Sec. 5.3.2 (Comparing against Dynamic Approach)

  1. Table 5: Quatrain vs (execution-based) PATCH-SIM.
  2. New identification: Most of the patches (1856/3149) that we identify are not correctly predicted by PATCH-SIM.
python run.py RQ3 PATCHSIM

E) Sec. 6.1 (Experimental insights)

  1. RF with 10-fold: RandomForest (RF) on the embeddings of the bug report and the patch based on 10-fold cross validation.
  2. RF with 10-group: RandomForest (RF) on the embeddings of the bug report and the patch based on 10-group cross validation.
python run.py insights

Ⅳ) Custom Prediction

To predict the correctness of your custom patches, you are welcome to use the prediction interface.

A) Requirements for BERT

  • BERT model client&server: 24-layer, 1024-hidden, 16-heads, 340M parameters. download it here.
  • Environment for BERT server (different from reproduction)
    • python 3.7
    • pip install tensorflow==1.14
    • pip install bert-serving-client==1.10.0
    • pip install bert-serving-server==1.10.0
    • pip install protobuf==3.20.1
    • Launch BERT server via bert-serving-start -model_dir "Path2BertModel"/wwm_cased_L-24_H-1024_A-16 -num_worker=2 -max_seq_len=360 -port 8190
    • switch the port in BERT_Port in case your port 8190 is occupied.
  • Bug report text: developer-written bug report.
  • Patch description text: generating patch description for your plausible patches with commit message generation tools, e.g. CodeTrans. Github and API.

B) Predict

Let's give it a try!

python run.py predict $bug_report_text $patch_description_text

For instance: python run.py predict 'Missing type-checks for var_args notation' 'check var_args properly'

Ⅴ) Custom Train

To re-train QUATRAIN model on our or other dataset, execute the following steps.

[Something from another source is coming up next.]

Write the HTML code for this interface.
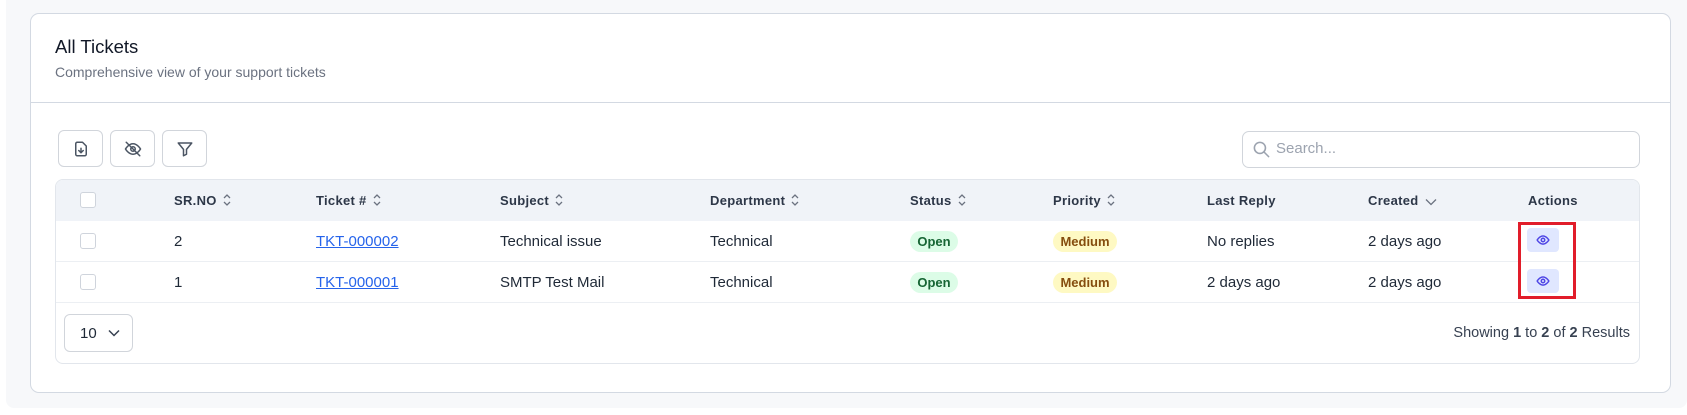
<!DOCTYPE html>
<html><head><style>
*{box-sizing:border-box;margin:0;padding:0}
body{width:1687px;height:415px;background:#fff;font-family:"Liberation Sans",sans-serif;position:relative;overflow:hidden;color:#111827}
.bg{position:absolute;left:6px;top:0;width:1681px;height:408px;background:#f7f8fa;border-radius:0 0 8px 8px}
.card{position:absolute;left:30px;top:13px;width:1641px;height:380px;background:#fff;border:1px solid #d3d9e2;border-radius:9px}
.a{position:absolute}
.btn{position:absolute;top:130px;width:45px;height:37px;border:1px solid #d1d5db;border-radius:6px;background:#fff}
.btn svg{position:absolute;left:13px;top:9px}
.th{position:absolute;top:193px;font-size:13px;font-weight:bold;color:#2d3748;letter-spacing:.3px}
.sort{display:inline-block;margin-left:6px;vertical-align:-1px}
.td{position:absolute;font-size:15px;color:#1f2937}
.cb{position:absolute;left:80px;width:16px;height:16px;border:1px solid #cfd4dc;border-radius:3px;background:#fff}
.open{position:absolute;left:910px;width:48px;height:21px;border-radius:11px;background:#dcfce7;color:#166534;font-size:13px;font-weight:bold;text-align:center;line-height:21px}
.med{position:absolute;left:1053px;width:64px;height:21px;border-radius:11px;background:#fef9c3;color:#854d0e;font-size:13px;font-weight:bold;text-align:center;line-height:21px}
.eye{position:absolute;left:1527px;width:32px;height:24px;border-radius:4px;background:#e0e7ff}
.eye svg{position:absolute;left:9px;top:5px}
a{color:#2563eb;text-decoration:underline}
</style></head><body>
<div class="bg"></div>
<div class="card"></div>
<div class="a" style="left:55px;top:36px;font-size:18.5px;color:#111827">All Tickets</div>
<div class="a" style="left:55px;top:64px;font-size:14px;color:#6b7280">Comprehensive view of your support tickets</div>
<div class="a" style="left:31px;top:102px;width:1639px;height:1px;background:#d3d9e2"></div>

<div class="btn" style="left:58px"><svg width="18" height="18" viewBox="0 0 24 24" fill="none" stroke="#4b5563" stroke-width="2" stroke-linecap="round" stroke-linejoin="round"><path d="M14 3H7a2 2 0 0 0-2 2v14a2 2 0 0 0 2 2h10a2 2 0 0 0 2-2V8z"/><path d="M12 11v6M9 14l3 3 3-3"/></svg></div>
<div class="btn" style="left:110px"><svg width="18" height="18" viewBox="0 0 24 24" fill="none" stroke="#4b5563" stroke-width="2" stroke-linecap="round"><path d="M2 12s4-7 10-7 10 7 10 7-4 7-10 7S2 12 2 12z"/><circle cx="12" cy="12" r="3"/><path d="M3 3l18 18"/></svg></div>
<div class="btn" style="left:162px"><svg width="18" height="18" viewBox="0 0 24 24" fill="none" stroke="#4b5563" stroke-width="2" stroke-linejoin="round"><path d="M3 4h18l-7 8.5V19l-4 2v-8.5z"/></svg></div>

<div class="a" style="left:1242px;top:131px;width:398px;height:37px;border:1px solid #d1d5db;border-radius:7px"></div>
<svg class="a" style="left:1252px;top:140px" width="19" height="19" viewBox="0 0 24 24" fill="none" stroke="#9ca3af" stroke-width="2" stroke-linecap="round"><circle cx="10" cy="10" r="7"/><path d="M15 15l6 6"/></svg>
<div class="a" style="left:1276px;top:140px;font-size:15px;color:#9ca3af">Search...</div>

<div class="a" style="left:55px;top:179px;width:1585px;height:185px;border:1px solid #e2e6ec;border-radius:8px;overflow:hidden">
 <div style="height:41px;background:#f0f3f8"></div>
 <div style="position:absolute;top:81px;left:0;right:0;height:1px;background:#eceff3"></div>
 <div style="position:absolute;top:122px;left:0;right:0;height:1px;background:#eceff3"></div>
</div>
<div class="cb" style="top:192px"></div>
<div class="th" style="left:174px">SR.NO<svg class="sort" width="8" height="12" viewBox="0 0 8 12" fill="none" stroke="#6b7280" stroke-width="1.3"><path d="M1 4l3-3 3 3M1 8l3 3 3-3"/></svg></div>
<div class="th" style="left:316px">Ticket #<svg class="sort" width="8" height="12" viewBox="0 0 8 12" fill="none" stroke="#6b7280" stroke-width="1.3"><path d="M1 4l3-3 3 3M1 8l3 3 3-3"/></svg></div>
<div class="th" style="left:500px">Subject<svg class="sort" width="8" height="12" viewBox="0 0 8 12" fill="none" stroke="#6b7280" stroke-width="1.3"><path d="M1 4l3-3 3 3M1 8l3 3 3-3"/></svg></div>
<div class="th" style="left:710px">Department<svg class="sort" width="8" height="12" viewBox="0 0 8 12" fill="none" stroke="#6b7280" stroke-width="1.3"><path d="M1 4l3-3 3 3M1 8l3 3 3-3"/></svg></div>
<div class="th" style="left:910px">Status<svg class="sort" width="8" height="12" viewBox="0 0 8 12" fill="none" stroke="#6b7280" stroke-width="1.3"><path d="M1 4l3-3 3 3M1 8l3 3 3-3"/></svg></div>
<div class="th" style="left:1053px">Priority<svg class="sort" width="8" height="12" viewBox="0 0 8 12" fill="none" stroke="#6b7280" stroke-width="1.3"><path d="M1 4l3-3 3 3M1 8l3 3 3-3"/></svg></div>
<div class="th" style="left:1207px">Last Reply</div>
<div class="th" style="left:1368px">Created<svg class="sort" width="12" height="8" viewBox="0 0 12 8" fill="none" stroke="#6b7280" stroke-width="1.3"><path d="M1 1.5l5 5 5-5"/></svg></div>
<div class="th" style="left:1528px">Actions</div>

<div class="cb" style="top:233px"></div>
<div class="td" style="left:174px;top:233px">2</div>
<div class="td" style="left:316px;top:233px"><a>TKT-000002</a></div>
<div class="td" style="left:500px;top:233px">Technical issue</div>
<div class="td" style="left:710px;top:233px">Technical</div>
<div class="open" style="top:231px">Open</div>
<div class="med" style="top:231px">Medium</div>
<div class="td" style="left:1207px;top:233px">No replies</div>
<div class="td" style="left:1368px;top:233px">2 days ago</div>
<div class="eye" style="top:228px"><svg width="14" height="14" viewBox="0 0 24 24" fill="none" stroke="#4f46e5" stroke-width="2.5"><path d="M2 12s4-7 10-7 10 7 10 7-4 7-10 7S2 12 2 12z"/><circle cx="12" cy="12" r="3"/></svg></div>

<div class="cb" style="top:274px"></div>
<div class="td" style="left:174px;top:274px">1</div>
<div class="td" style="left:316px;top:274px"><a>TKT-000001</a></div>
<div class="td" style="left:500px;top:274px">SMTP Test Mail</div>
<div class="td" style="left:710px;top:274px">Technical</div>
<div class="open" style="top:272px">Open</div>
<div class="med" style="top:272px">Medium</div>
<div class="td" style="left:1207px;top:274px">2 days ago</div>
<div class="td" style="left:1368px;top:274px">2 days ago</div>
<div class="eye" style="top:269px"><svg width="14" height="14" viewBox="0 0 24 24" fill="none" stroke="#4f46e5" stroke-width="2.5"><path d="M2 12s4-7 10-7 10 7 10 7-4 7-10 7S2 12 2 12z"/><circle cx="12" cy="12" r="3"/></svg></div>

<div class="a" style="left:1518px;top:222px;width:58px;height:77px;border:3px solid #e11d2a"></div>

<div class="a" style="left:64px;top:314px;width:69px;height:38px;border:1px solid #d1d5db;border-radius:6px"></div>
<div class="a" style="left:80px;top:325px;font-size:15px;color:#1f2937">10</div>
<svg class="a" style="left:108px;top:329px" width="12" height="8" viewBox="0 0 12 8" fill="none" stroke="#374151" stroke-width="1.5"><path d="M1 1.5l5 5 5-5"/></svg>
<div class="a" style="left:1394px;top:325px;width:236px;text-align:right;font-size:14.5px;color:#374151">Showing <b>1</b> to <b>2</b> of <b>2</b> Results</div>
</body></html>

  1. Structure your dataset as data/bugreport_patch.txt.
  2. Obtain Bert embeddings of your dataset via experiment/save_bugreport_dataset_json.py
  3. Accordingly, change self.dataset_json in experiment/config.py
  4. Execute python run.py RQ1

License

Quatrain is distributed under the terms of the MIT License, see LICENSE.